Be prepared! Much of nervousness is caused by a lack of self-confidence. Adequate preparation, meaning what it takes for you to feel confident, greatly reduces anxiety. See Solos and Contest: How to Do Your Best for more suggestions on preparation.
Practice performing your music. Too often students don’t put performance pressure on themselves until the audition. Then they start listening really critically to themselves and hear many flaws that were always there but passed by unnoticed. Performance pressures result from: playing right now (whether you feel like playing or not), no stopping and starting over, and no second chances. Start performing your audition several weeks before the actual audition. Set a time to start, and then at that time play through your material without stopping. This will help you get used to the pressures that do exist during performance. If you can play for your friends, parents, or your band director, so much the better.
The time to listen critically is during your practice, not during your audition. It’s too late to change things during your audition, and you end up second-guessing yourself. When you make a mistake (because mistakes do happen), play even better afterwards to make up for it.
Sight-reading is an important part of auditioning. You can only sight-read something one time, and you can only get better at it by sight-reading. Borrow first trumpet parts from the band library, read through them one time, and return them. Get more parts and do it again.
Practice more than just your audition music. As your playing improves from practicing technical studies (see Entering Freshman Self-Study Materials, many of the passages that seemed so hard are no longer difficult. Technical practice isn’t the most fun part of playing, but it is very rewarding as you make improvements that benefit you in all your playing;
Practice hard, and play the best you can at the moment. We frequently adjust scholarships at the end of each semester to allow for improvement. Even if the worse happens and you don’t play your best, there will be many opportunities to redeem yourself!
Be sure to get a copy of How to Make First Chair by Henderson trumpet alumnus Chris Roberts!
Thoughts on All-Region and All-State Auditions
Every time you audition you win – you gain experience and knowledge about yourself to help you do better in the future. The results really aren’t as important as the extra practicing you do to get ready for the tryout, practicing when you don’t feel like it and forcing yourself to do whatever it takes to improve your playing. The only time you truly lose is when you don’t audition.

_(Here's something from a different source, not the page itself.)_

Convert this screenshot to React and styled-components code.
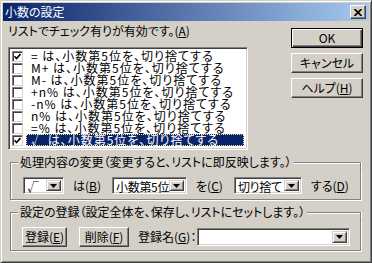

My advice is to put things into perspective — the worse thing that can happen is that you don’t make it. And the result? You get to stay home while others are stuck in rehearsals counting rests and listening to other sections work out their parts. And this is usually out of town, so you skip all the time “wasted” sitting in a car. Honestly, how terrible is it to stay home?? Certainly, the “winners” gain valuable musical experience, but will the results of this audition make a difference in your life ten years from now?? Twenty years from now???
I never made the All-State band in Iowa, but when I got to college the 1st band, 1st chair trumpet was also there. It took me three years, but I ended up better than him. (I have to admit, he was a physics major, so he wasn’t focusing much on his trumpet playing.) Not making All-State had only one effect on my long-term success as a trumpeter — it made me even more determined to succeed.
All-region bands and All-State may be the just the icing on the cake, but they’re a valuable inspiration to improve and to practice when you don’t want to. And, the audition provides a deadline and a sense of urgency. Audition for everything you can, do the best you can, but remember…winning is not the thing that is truly important. What really counts is practicing and making progress, and that will serve you every day you play your trumpet for the rest of your life!